Why do some states have constitutions and some do not? Why were there people’s
communes in China? These are all profound questions.
It is
astonishing that sometimes economic issues considered by economists to be
enigmatic are regarded as extremely trivial by people who know nothing about
economics. The latter enjoy talking endlessly on these issues, though their
“explanations” are not at all scientific. If you ask Hong Kong’s legislators:
why did the so-and-so bill get passed? As is usual with politicians, they would
eloquently express their views. But if we analyze their “theories” in detail,
we will generally arrive at four conclusions: (1) what they say are ad hoc theories that have no generalized
explanatory power; (2) what they say are tautologies devoid of content; (3)
what they say are their own value judgments that are no science; (4) they only
talk nonsense.
Friedrich
Hayek did spend substantial time explaining this third area of economics
paradigm, albeit achieving little.
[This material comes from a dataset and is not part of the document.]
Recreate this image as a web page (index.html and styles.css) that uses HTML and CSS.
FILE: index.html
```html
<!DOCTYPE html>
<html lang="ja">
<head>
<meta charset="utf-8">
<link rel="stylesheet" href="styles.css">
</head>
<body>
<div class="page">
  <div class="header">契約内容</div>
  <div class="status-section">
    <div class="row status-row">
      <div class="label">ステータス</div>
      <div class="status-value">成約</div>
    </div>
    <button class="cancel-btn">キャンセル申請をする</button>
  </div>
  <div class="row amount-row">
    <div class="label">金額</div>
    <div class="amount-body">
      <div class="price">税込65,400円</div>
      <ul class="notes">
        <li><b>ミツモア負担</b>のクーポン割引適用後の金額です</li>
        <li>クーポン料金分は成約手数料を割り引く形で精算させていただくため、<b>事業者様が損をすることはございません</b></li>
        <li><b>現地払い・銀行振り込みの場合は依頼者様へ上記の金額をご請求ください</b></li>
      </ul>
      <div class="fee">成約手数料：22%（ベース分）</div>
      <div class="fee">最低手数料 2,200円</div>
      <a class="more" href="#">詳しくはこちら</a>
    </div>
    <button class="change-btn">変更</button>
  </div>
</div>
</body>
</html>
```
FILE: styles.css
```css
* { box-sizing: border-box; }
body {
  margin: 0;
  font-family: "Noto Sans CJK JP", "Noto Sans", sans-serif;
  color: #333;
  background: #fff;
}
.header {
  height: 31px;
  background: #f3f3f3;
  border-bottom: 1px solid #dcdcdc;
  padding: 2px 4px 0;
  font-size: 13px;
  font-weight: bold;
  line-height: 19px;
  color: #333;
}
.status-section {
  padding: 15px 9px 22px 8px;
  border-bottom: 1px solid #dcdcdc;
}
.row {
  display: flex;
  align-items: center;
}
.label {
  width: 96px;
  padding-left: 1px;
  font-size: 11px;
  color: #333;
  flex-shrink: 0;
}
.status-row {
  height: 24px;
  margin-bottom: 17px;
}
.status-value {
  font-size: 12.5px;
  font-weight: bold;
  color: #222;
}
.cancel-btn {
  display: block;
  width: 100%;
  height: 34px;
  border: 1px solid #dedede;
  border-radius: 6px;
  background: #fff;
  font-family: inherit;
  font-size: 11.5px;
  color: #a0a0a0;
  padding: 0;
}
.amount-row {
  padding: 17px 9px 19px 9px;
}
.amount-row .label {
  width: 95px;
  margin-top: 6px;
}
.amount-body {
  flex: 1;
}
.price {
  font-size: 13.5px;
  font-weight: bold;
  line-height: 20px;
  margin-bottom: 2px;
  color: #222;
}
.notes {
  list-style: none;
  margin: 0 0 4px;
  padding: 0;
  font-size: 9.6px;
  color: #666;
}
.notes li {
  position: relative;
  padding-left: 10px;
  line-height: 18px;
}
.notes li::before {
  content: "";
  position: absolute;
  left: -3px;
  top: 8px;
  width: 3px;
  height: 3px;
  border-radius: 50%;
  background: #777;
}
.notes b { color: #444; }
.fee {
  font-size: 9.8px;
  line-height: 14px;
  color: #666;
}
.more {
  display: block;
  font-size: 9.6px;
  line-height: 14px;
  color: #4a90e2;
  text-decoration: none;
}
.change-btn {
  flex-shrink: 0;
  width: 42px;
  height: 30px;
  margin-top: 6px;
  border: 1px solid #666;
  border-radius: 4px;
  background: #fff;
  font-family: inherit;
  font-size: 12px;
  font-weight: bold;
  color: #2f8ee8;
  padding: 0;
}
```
Over the past forty years, theory of the
state has become a hot topic in economics, with participants including James
Buchanan, George Stigler, Gary Becker, Douglass North, Harold Demsetz, Yoram
Barzel, etc., yet not much was achieved, either. Certainly, their other
researches do bear fruit. I myself established in my little book “Will China Go Capitalist?” a theory on
political system. Self-satisfied, yet only Coase and Barzel value this theory.
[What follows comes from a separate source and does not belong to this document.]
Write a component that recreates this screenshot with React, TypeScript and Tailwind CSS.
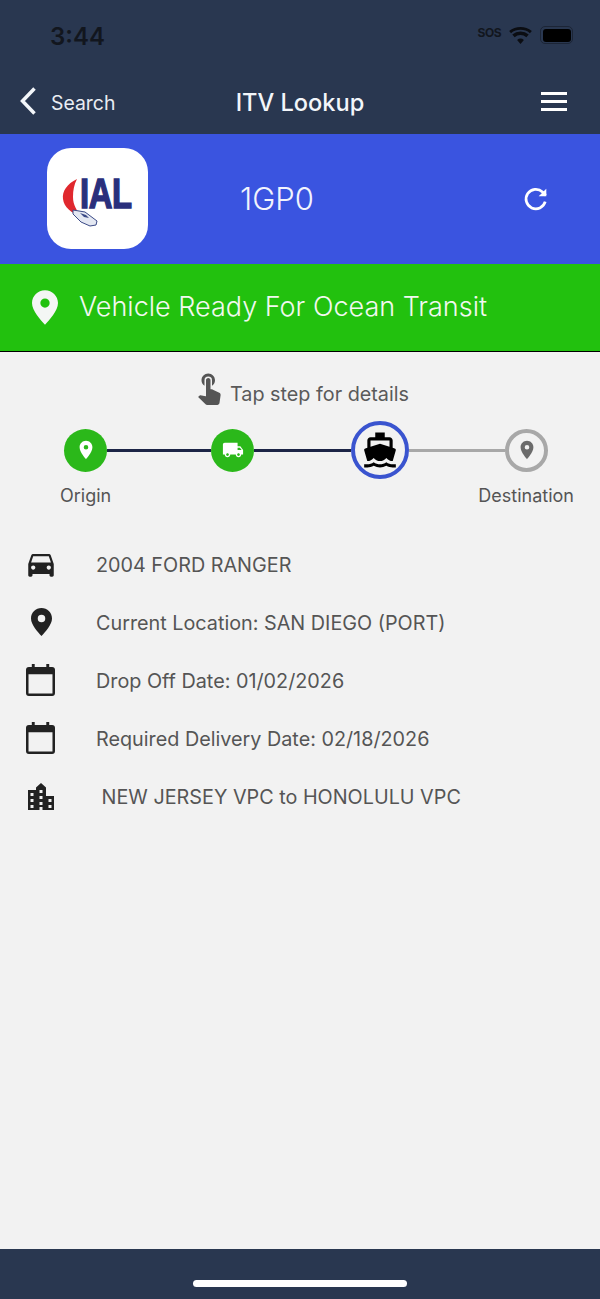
import { MdDirectionsBoat, MdDirectionsCar, MdLocalShipping, MdLocationOn, MdTouchApp } from 'react-icons/md';

function Pin({ className }: { className: string }) {
  return (
    <svg viewBox="0 0 24 32" className={className} fill="currentColor">
      <path fillRule="evenodd" d="M12 0C5.4 0 0 5.3 0 11.9 0 19 8 27.5 12 32c4-4.5 12-13 12-20.1C24 5.300 18.600 0 12 0zm0 16.200a4.300 4.300 0 1 1 0-8.600 4.300 4.300 0 0 1 0 8.600z" />
    </svg>
  );
}

function Calendar() {
  return (
    <svg viewBox="0 0 30 33" className="mr-[1px] h-[32px] w-[29px]" fill="#222">
      <path fillRule="evenodd" d="M3 3h3V0h3v3h12V0h3v3h3a3 3 0 0 1 3 3v24a3 3 0 0 1-3 3H3a3 3 0 0 1-3-3V6a3 3 0 0 1 3-3zm-.4 7.500V30.400h24.800V10.500z" />
    </svg>
  );
}

function City() {
  return (
    <svg viewBox="0 0 26 27" className="h-[27px] w-[26px]" fill="#222">
      <path
        fillRule="evenodd"
        d="M0 7h8V4.500L13 0l5 4.500V13h8v14H0zM2.500 10v3h3v-3zm0 6v3h3v-3zm0 6v3h3v-3zM11.500 7v3h3V7zm0 6v3h3v-3zm0 6v3h3v-3zm0 5v3h3v-3zM20.500 16v3h3v-3zm0 6v3h3v-3z"
      />
    </svg>
  );
}

function Logo() {
  return (
    <div className="relative mb-[1px] h-[101px] w-[101px] shrink-0 rounded-[24px] bg-white">
      <svg viewBox="0 0 101 101" className="absolute inset-0 h-full w-full">
        <path d="M30 31C20 36 15 43 16 51c1 8 8 14 19 18-5-6-9-12-9-20 0-7 1-12 4-18z" fill="#e0282e" />
        <path d="M26 62l12 2 8 6 4 3-1 4-6 1-9-4-8-8z" fill="#e4e8f2" stroke="#3b4a86" strokeWidth="1" />
        <path d="M33 65l6 2 3 3-5-1z" fill="#3b4a86" />
      </svg>
      <span className="absolute left-[33px] top-[23px] origin-left scale-x-[0.78] font-['Liberation_Sans',sans-serif] text-[42px] font-bold leading-[46px] tracking-[-0.5px] text-[#2a2f7c] [-webkit-text-stroke:1.5px_#2a2f7c]">
        IAL
      </span>
    </div>
  );
}

function DetailRow({ icon, text }: { icon: React.ReactNode; text: string }) {
  return (
    <div className="flex h-[58px] items-center">
      <div className="flex w-[96px] shrink-0 justify-center pr-[14px]">{icon}</div>
      <span className="mt-[3px] whitespace-pre text-[19.8px] text-[#555]">{text}</span>
    </div>
  );
}

export default function App() {
  return (
    <div className="flex h-[1299px] w-[600px] flex-col overflow-hidden bg-[#f2f2f2] font-['Inter',sans-serif]">
      {/* Header */}
      <div className="h-[134px] shrink-0 bg-[#293750]">
        <div className="flex h-[70px] items-center justify-between pl-[50px] pr-[27px]">
          <span className="mt-[4px] text-[24px] font-semibold text-[#12161e]">3:44</span>
          <div className="flex items-center gap-[8px]">
            <span className="mb-[4px] text-[12px] font-bold leading-none tracking-[-0.5px] text-[#12161e]">SOS</span>
            <svg viewBox="0 0 24 18" className="h-[17px] w-[23px]" fill="#0b0d12">
              <path d="M12 18l-3.600-4.200a5.500 5.500 0 0 1 7.200 0zM5.800 10.800L3.300 8a13.500 13.500 0 0 1 17.400 0l-2.500 2.800a9.700 9.700 0 0 0-12.400 0zM0 4.200C6.700-1.400 17.300-1.400 24 4.200l-2 2.300C16.300 1.800 7.700 1.800 2 6.500z" />
            </svg>
            <div className="flex h-[18px] w-[33px] items-center rounded-[5px] border border-[#1c2536] p-[1.500px]">
              <div className="h-full w-full rounded-[3px] bg-black" />
            </div>
          </div>
        </div>
        <div className="relative flex h-[64px] items-center justify-between pb-[2px] pl-[20px] pr-[33px]">
          <div className="flex items-center gap-[15px]">
            <svg viewBox="0 0 16 28" className="h-[28px] w-[16px]" fill="none" stroke="#f3f6fa" strokeWidth="3.500">
              <path d="M14.500 1.500L2.500 14l12 12.500" />
            </svg>
            <span className="mt-[6px] text-[19.4px] text-[#e9edf3]">Search</span>
          </div>
          <span className="absolute left-0 right-0 mt-[4px] text-center text-[23.6px] font-medium text-[#f3f6fa]">ITV Lookup</span>
          <div className="flex w-[26px] flex-col gap-[5px]">
            <div className="h-[3px] bg-white" />
            <div className="h-[3px] bg-white" />
            <div className="h-[3px] bg-white" />
          </div>
        </div>
      </div>

      {/* Vehicle bar */}
      <div className="flex h-[130px] shrink-0 items-center bg-[#3a54e0] pl-[47px] pr-[51px]">
        <Logo />
        <span className="ml-[92px] text-[31px] font-light text-[#f2f4fd]">1GP0</span>
        <svg viewBox="0 0 24 24" className="ml-auto h-[26px] w-[26px]" fill="none" stroke="#fff" strokeWidth="2.500">
          <path d="M20.500 14.500A9 9 0 1 1 18 5.500L21 8.500" />
          <path d="M21.500 2.500V9.500H14.500" fill="#fff" stroke="none" />
        </svg>
      </div>

      {/* Status */}
      <div className="flex h-[88px] shrink-0 items-center border-b border-black bg-[#22c10e] pl-[32px]">
        <Pin className="h-[35px] w-[26px] text-[#f4f6f4]" />
        <span className="ml-[21px] text-[27px] font-light text-[#f2f8f0]">Vehicle Ready For Ocean Transit</span>
      </div>

      {/* Stepper */}
      <div className="flex h-[69px] shrink-0 items-end justify-center pb-[13px]">
        <MdTouchApp className="mb-[3px] mr-[3px] h-[36px] w-[36px] text-[#555]" />
        <span className="text-[19.8px] leading-[28px] text-[#5a5a5a]">Tap step for details</span>
      </div>
      <div className="flex h-[58px] shrink-0 items-center pl-[64px] pr-[52px]">
        <div className="flex h-[43px] w-[43px] shrink-0 items-center justify-center rounded-full bg-[#2bb81a]">
          <MdLocationOn className="h-[22px] w-[22px] text-white" />
        </div>
        <div className="h-[3px] w-[104px] shrink-0 bg-[#1d2547]" />
        <div className="flex h-[43px] w-[43px] shrink-0 items-center justify-center rounded-full bg-[#2bb81a]">
          <MdLocalShipping className="h-[22px] w-[22px] text-white" />
        </div>
        <div className="h-[3px] flex-1 bg-[#1d2547]" />
        <div className="flex h-[58px] w-[58px] shrink-0 items-center justify-center rounded-full border-[4px] border-[#3a54cf] bg-[#f2f2f2]">
          <MdDirectionsBoat className="h-[38px] w-[38px] text-black" />
        </div>
        <div className="h-[3px] flex-1 bg-[#a8a8a8]" />
        <div className="flex h-[43px] w-[43px] shrink-0 items-center justify-center rounded-full border-[4px] border-[#a8a8a8] bg-[#f2f2f2]">
          <MdLocationOn className="h-[22px] w-[22px] text-[#6b6b6b]" />
        </div>
      </div>
      <div className="flex h-[32px] shrink-0 items-center justify-between pl-[60px] pr-[26px] text-[18px] text-[#555]">
        <span>Origin</span>
        <span>Destination</span>
      </div>

      {/* Details */}
      <div className="mt-[24px] flex flex-col">
        <DetailRow icon={<MdDirectionsCar className="h-[34px] w-[34px] text-[#222]" />} text="2004 FORD RANGER" />
        <DetailRow icon={<Pin className="h-[30px] w-[21px] text-[#222]" />} text="Current Location: SAN DIEGO (PORT)" />
        <DetailRow icon={<Calendar />} text="Drop Off Date: 01/02/2026" />
        <DetailRow icon={<Calendar />} text="Required Delivery Date: 02/18/2026" />
        <DetailRow icon={<City />} text=" NEW JERSEY VPC to HONOLULU VPC" />
      </div>

      {/* Home bar */}
      <div className="mt-auto flex h-[50px] shrink-0 items-end justify-center bg-[#293750] pb-[12px]">
        <div className="h-[7px] w-[214px] rounded-full bg-white" />
      </div>
    </div>
  );
}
Published in 1982, this theory accurately surmised China’s systemic
transformation. Even more self-satisfying is my 2008 publication of “The Economic System of China”.
“Economic Explanation” integrates my knowledge in
this field over the past fifty years. This third fraction of economics paradigm,
being the most difficult in economics, has been my main focus for three decades
since I was forty-five. I specifically targeted this fraction while writing Volume III “The Choice of Institutional Arrangements” eight years ago. When
reviewed today, certain areas are not satisfactory. Inspired by China’s reform,
my knowledge in this fraction has expanded. With a little luck, maybe my
substantial editing this time could successfully master this third fraction.